Poroshenko stormed to victory in a May 25 election thanks to his vow to quickly resolve the country’s worst crisis since independence in 1991.
Most analysts think that the 48-year-old chocolate baron desperately needed an early success in the campaign to secure the trust of Ukrainians frustrated by their underfunded army’s inability to stand up to what they see as Russian aggression.
“The departure of the fighters was a surprise.
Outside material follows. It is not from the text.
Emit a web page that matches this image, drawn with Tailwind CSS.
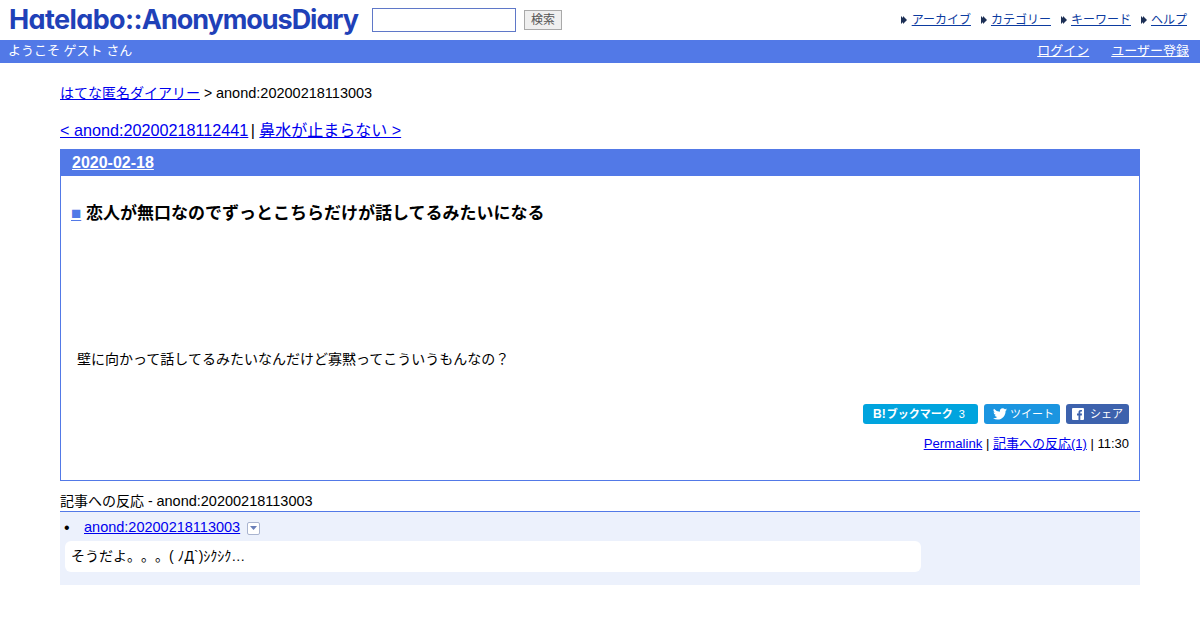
<!DOCTYPE html>
<html lang="ja">
<head>
<meta charset="utf-8">
<script src="https://cdn.jsdelivr.net/npm/@tailwindcss/browser@4"></script>
<title>anond:20200218113003</title>
</head>
<body class="bg-white text-black font-['Liberation_Sans','Noto_Sans_CJK_JP',sans-serif] text-[14px] [text-spacing-trim:space-all] h-[630px] overflow-hidden">
<header class="h-10 flex items-center">
  <div class="w-[372px] pl-[9px] shrink-0 font-['Inter','Liberation_Sans',sans-serif] [font-feature-settings:'cv11'] font-bold text-[27px] leading-10 text-[#1f41b8] whitespace-nowrap"><span class="tracking-[-0.6px]">Hatelabo::</span><span class="tracking-[-1.05px]">AnonymousDiary</span></div>
  <input type="text" class="w-[144px] h-6 border border-[#5f78c8] bg-white" aria-label="search">
  <button class="ml-2 w-[38px] h-5 border border-[#a9a9a9] bg-[#efefef] text-[12px] leading-[18px] text-[#555]">検索</button>
  <nav class="ml-auto pr-[13px] flex gap-[10px] text-[12px] text-[#0c3ba0]">
    <span class="flex items-center gap-[5px]"><svg width="6" height="10" viewBox="0 0 6 10"><path d="M0 1l4 4-4 4zM2 1l4 4-4 4z" fill="#1c2f55"/></svg><a class="underline" href="#">アーカイブ</a></span>
    <span class="flex items-center gap-[4px]"><svg width="6" height="10" viewBox="0 0 6 10"><path d="M0 1l4 4-4 4zM2 1l4 4-4 4z" fill="#1c2f55"/></svg><a class="underline" href="#">カテゴリー</a></span>
    <span class="flex items-center gap-[4px]"><svg width="6" height="10" viewBox="0 0 6 10"><path d="M0 1l4 4-4 4zM2 1l4 4-4 4z" fill="#1c2f55"/></svg><a class="underline" href="#">キーワード</a></span>
    <span class="flex items-center gap-[4px]"><svg width="6" height="10" viewBox="0 0 6 10"><path d="M0 1l4 4-4 4zM2 1l4 4-4 4z" fill="#1c2f55"/></svg><a class="underline" href="#">ヘルプ</a></span>
  </nav>
</header>
<div class="h-[23px] bg-[#5279e7] text-white text-[13px] leading-[21px] flex justify-between pl-2 pr-[11px]">
  <span>ようこそ ゲスト さん</span>
  <span class="flex gap-[22px]"><a class="underline" href="#">ログイン</a><a class="underline" href="#">ユーザー登録</a></span>
</div>
<main class="mx-[60px]">
  <p class="mt-[21px] leading-[18px]"><a class="underline text-[#0000ee]" href="#">はてな匿名ダイアリー</a> &gt; <span class="text-[14.5px]">anond:20200218113003</span></p>
  <p class="mt-[18px] text-[16px] leading-5"><a class="underline text-[#0000ee]" href="#"><span class="text-[16.2px]">&lt; anond:20200218112441</span></a><span class="ml-[-2px]"> | </span><a class="underline text-[#0000ee]" href="#">鼻水が止まらない &gt;</a></p>
  <section class="mt-[8px] h-[332px] border border-[#5279e7] flex flex-col">
    <h2 class="h-[27px] -mx-px -mt-px bg-[#5279e7] pl-3 text-white font-bold text-[16px] leading-[27px]"><a class="underline" href="#">2020-02-18</a></h2>
    <h3 class="mt-[27px] pl-[10px] text-[17px] font-bold leading-[22px]"><a class="underline text-[#5279e7] font-normal" href="#">■</a> 恋人が無口なのでずっとこちらだけが話してるみたいになる</h3>
    <p class="mt-[124px] pl-4 leading-5">壁に向かって話してるみたいなんだけど寡黙ってこういうもんなの？</p>
    <div class="mt-[35px] pr-[10px] flex justify-end gap-[6px] text-[11px] text-white">
      <span class="w-[115px] h-5 rounded-[3px] bg-[#00a4de] flex items-center pl-[10px] font-bold whitespace-nowrap"><span class="text-[12px]">B!</span><span class="text-[11px] ml-[1px]">ブックマーク</span><span class="font-normal ml-[6px]">3</span></span>
      <span class="w-[76px] h-5 rounded-[3px] bg-[#1b95e0] flex items-center pl-[9px] gap-[3px]"><svg width="14" height="12" viewBox="0 0 24 20"><path fill="#fff" d="M24 2.400a9.800 9.800 0 0 1-2.800.8 5 5 0 0 0 2.200-2.700 9.800 9.800 0 0 1-3.100 1.200A4.900 4.900 0 0 0 11.900 6.100 14 14 0 0 1 1.700.9a4.900 4.900 0 0 0 1.500 6.600 4.900 4.900 0 0 1-2.200-.6v.1a4.900 4.900 0 0 0 3.900 4.800 4.900 4.900 0 0 1-2.200.1 4.900 4.900 0 0 0 4.600 3.400A9.900 9.900 0 0 1 0 17.300 14 14 0 0 0 7.500 19.500c9.100 0 14-7.500 14-14v-.6A10 10 0 0 0 24 2.400z"/></svg>ツイート</span>
      <span class="w-[63px] h-5 rounded-[3px] bg-[#3d62ad] flex items-center pl-[6px] gap-[6px]"><svg width="12" height="12" viewBox="0 0 12 12"><rect width="12" height="12" rx="1" fill="#fff"/><path fill="#3d62ad" d="M8.300 12V7.400h1.500l.2-1.800H8.300V4.500c0-.5.200-.9.900-.9H10V2c-.2 0-.7-.1-1.300-.1-1.300 0-2.200.8-2.200 2.300v1.400H5v1.800h1.500V12z"/></svg>シェア</span>
    </div>
    <p class="mt-[10px] pr-[10px] text-right text-[13px] leading-[20px]"><a class="underline text-[#0000ee]" href="#"><span class="text-[13.2px]">Permalink</span></a> | <a class="underline text-[#0000ee]" href="#">記事への反応(1)</a> | 11:30</p>
  </section>
  <h4 class="mt-[10px] h-[21px] leading-5 border-b border-[#5279e7]">記事への反応 - <span class="text-[14.5px]">anond:20200218113003</span></h4>
  <div class="h-[73px] bg-[#ecf1fc] pt-[6px]">
    <div class="flex items-center h-5 pl-[4px]">
      <span class="w-5 text-[16px] leading-5">•</span>
      <a class="underline text-[#0000ee] text-[14.5px]" href="#">anond:20200218113003</a>
      <span class="ml-[7px] w-[13px] h-[13px] border border-[#a9b4d0] rounded-[2px] bg-white flex items-center justify-center"><svg width="7" height="4" viewBox="0 0 7 4"><path d="M0 0h7L3.500 4z" fill="#6a7fb8"/></svg></span>
    </div>
    <div class="mt-[3px] ml-[5px] w-[856px] h-[31px] rounded-[6px] bg-white pl-[6px] leading-[31px]">そうだよ。。。( ﾉД`)ｼｸｼｸ…</div>
  </div>
</main>
</body>
</html>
Nobody was aware it was happening,” city resident Kolya Cherep told AFP by telephone.
“This morning, I saw that there were no fighters in front of the town hall then I saw that there were none manning the barricades in town,” he said.
Strelkov himself had told the pro-Kremlin LifeNews channel on Friday that his units “will be destroyed... within a week, two weeks at the latest” unless Russia helped secure an immediate truce or moved in its troops.
Slavyansk is the symbolic heart of an uprising sparked by the February ouster of a pro-Kremlin administration in Kiev and fueled by Russia’s subsequent seizure of Crimea.
Relentless artillery and sniper fire across eastern Ukraine have since killed more than 470 people and left Western leaders frustrated by repeated mediation failures.
Poroshenko on Friday agreed to immediate crisis talks with rebel commanders and Russia aimed at stemming bloodshed that has also inflamed East-West ties.
Clashes in the economically-vital border regions of Lugansk and Donetsk have picked up with renewed vigour since Poroshenko tore up a 10-day cease-fire agreement earlier this week.
His decision was immediately followed by the launch of a “massive” offensive by Kiev that led President Vladimir Putin to warn that Russia had the right to protect its compatriots in Ukraine.
But Poroshenko’s call for talks on Saturday have yet to be confirmed by either Moscow or mediators from the Organization for Security and Cooperation in Europe (OSCE) — a Vienna-based body first formed to preserve peace on the continent during the Cold War.